Thirty-five years later, K-State returns to Nebraska. The Wildcats haven't won at Memorial Stadium since, the closest call coming when a 4-4 team nearly upset the second-ranked Huskers in their last trip to Lincoln, a 31-21 loss in 2001. K-State led 14-13 at the half before the Huskers scored 18 unanswered points to seal the win. Defensive end Andrew Shull said he remembers that day vividly.
"I remember we had an okay first half and then coming out we just layed an egg and they got the best of us," he recalled. "We've had this date on our calendar, the seniors, since we've been here. It'll be important for us to have a good game."
But that's been important to 17 teams that have traveled up US-77 for a shot at the vaunted Huskers. Seventeen teams have been sent south, hung with another loss, two more season of waiting for another chance and the utter disappointment of seasons gone awry. For the most part, scores have been lopsided: 51-0 in 1976, 55-8 in 1980, 48-3 in 1988 and 56-26 in 1997, K-State's only loss that season. In fact, Nebraska handed K-State its only loss in 1999, too, a 41-15 loss once again in Lincoln.
Coach Bill Snyder realizes the amount of success — or lack of — that he and his teams have had amidst the sea of red. He knows the high hopes and heartbreak that have accompanied so many teams to Lincoln so many seasons.
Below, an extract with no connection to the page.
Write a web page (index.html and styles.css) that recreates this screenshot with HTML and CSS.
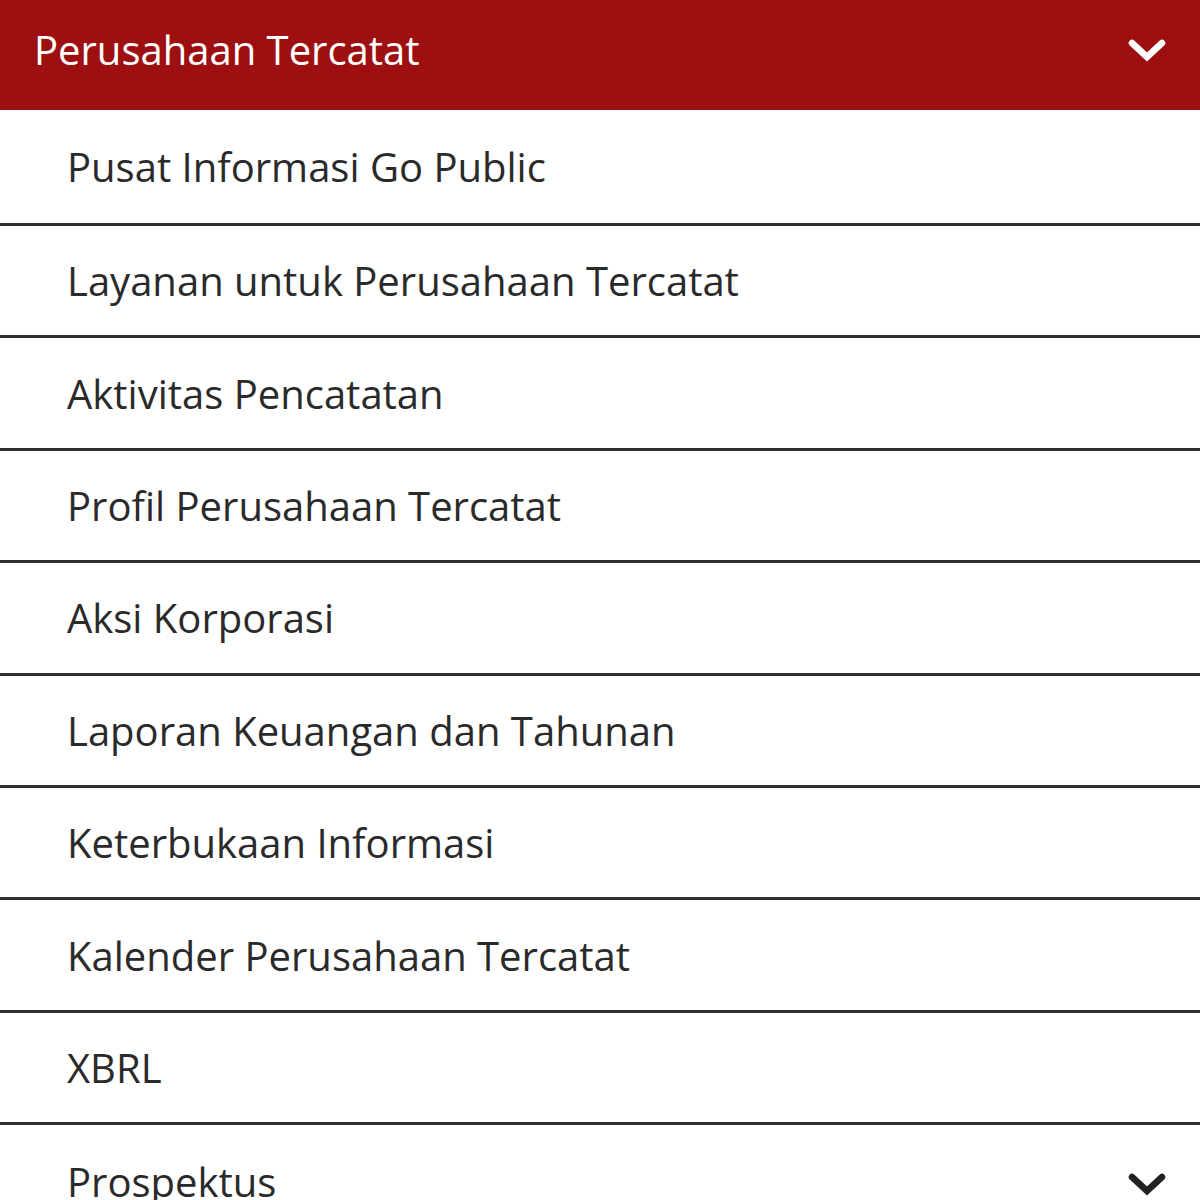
FILE: index.html
```html
<!DOCTYPE html>
<html lang="id">
<head>
    <meta charset="UTF-8">
    <meta name="viewport" content="width=device-width, initial-scale=1.0">
    <title>Perusahaan Tercatat</title>
    <link rel="stylesheet" href="styles.css">
</head>
<body>
    <div class="menu">
        <div class="menu-header">
            <span class="menu-title">Perusahaan Tercatat</span>
            <svg class="chevron" viewBox="0 0 40 26" width="40" height="26">
                <polyline points="5,5 20,19 35,5"></polyline>
            </svg>
        </div>

        <ul class="menu-list">
            <li class="menu-item">Pusat Informasi Go Public</li>
            <li class="menu-item">Layanan untuk Perusahaan Tercatat</li>
            <li class="menu-item">Aktivitas Pencatatan</li>
            <li class="menu-item">Profil Perusahaan Tercatat</li>
            <li class="menu-item">Aksi Korporasi</li>
            <li class="menu-item">Laporan Keuangan dan Tahunan</li>
            <li class="menu-item">Keterbukaan Informasi</li>
            <li class="menu-item">Kalender Perusahaan Tercatat</li>
            <li class="menu-item">XBRL</li>
            <li class="menu-item has-sub">
                <span>Prospektus</span>
                <svg class="chevron dark" viewBox="0 0 40 26" width="40" height="26">
                    <polyline points="5,5 20,19 35,5"></polyline>
                </svg>
            </li>
        </ul>
    </div>
</body>
</html>
```

FILE: styles.css
```css
body {
    margin: 0;
    background: #fff;
    font-family: 'Open Sans', 'Noto Sans', sans-serif;
    overflow: hidden;
}
.menu {
    width: 1200px;
}
.menu-header {
    height: 110px;
    background: #9e0f11;
    color: #fff;
    display: flex;
    align-items: center;
    justify-content: space-between;
    padding: 0 33px 0 34px;
    box-sizing: border-box;
}
.menu-title {
    font-size: 40px;
    margin-top: -12px;
}
.chevron {
    display: block;
    margin-top: -8px;
}
.chevron polyline {
    fill: none;
    stroke: #fff;
    stroke-width: 6.5;
    stroke-linecap: round;
    stroke-linejoin: miter;
}
.chevron.dark polyline {
    stroke: #222;
}
.menu-list {
    list-style: none;
    margin: 0;
    padding: 0;
}
.menu-item {
    height: 109.4px;
    border-bottom: 3px solid #2e2e2e;
    display: flex;
    align-items: center;
    padding: 0 33px 0 67px;
    font-size: 40px;
    color: #2a2a2a;
    box-sizing: content-box;
}
.menu-item:first-child {
    height: 113px;
}
.has-sub {
    justify-content: space-between;
    border-bottom: none;
}
.has-sub span {
    margin-top: 4px;
}
.has-sub .chevron {
    margin-top: 10px;
}
```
"I can think back to some ballgames we played pretty well," Snyder said, "and maybe better than we were supposed to be capable of playing. That has happened. Nebraska is a tremendously storied program, so it highlights the emotion."
Junior wide reciever Antoine Polite was born in 1982, 14 years after K-State's last win in Lincoln. In fact, Polite has only been alive for three wins against the Huskers, all of them coming in the last five years. Still, he said the ramifications of Saturday's game transcend the individual players.
"It would be a tremendous victory for this program," he said. "To get that vicotry would mean a lot to Coach Snyder."
To say it wouldn't mean anything to K-State players isn't accurate, though. Even Snyder realizes that. But a win for the players is also a win for the program, all of those teams that made the trip and didn't get the win. Snyder said those hundreds upon hundreds of players will walk on the field Saturday with the Wildcats, if only in spirit, and Snyder, too, will carry them with him.
"Obviously there's been such a drought," Snyder said. "It would be an important step for all the youngsters that played here and had the opportunity but didn't have success. I've never asked for more than that out of our players, to give their dead-level best. If they give the very best effort they have, then I can live with that."
Providence may be in the cards for K-State on Saturday, but one thing remains certain: there's a football game to be played, and despite the history, the pomp and circumstance, and the mystique of Husker football, it will be played on a field 100 yards long, with goal posts at both ends, and nothing can change that.
"It's a great atmosphere to play a football game," Shull said, "but we just have to know it's still a football field and we're still playing with a brown ball."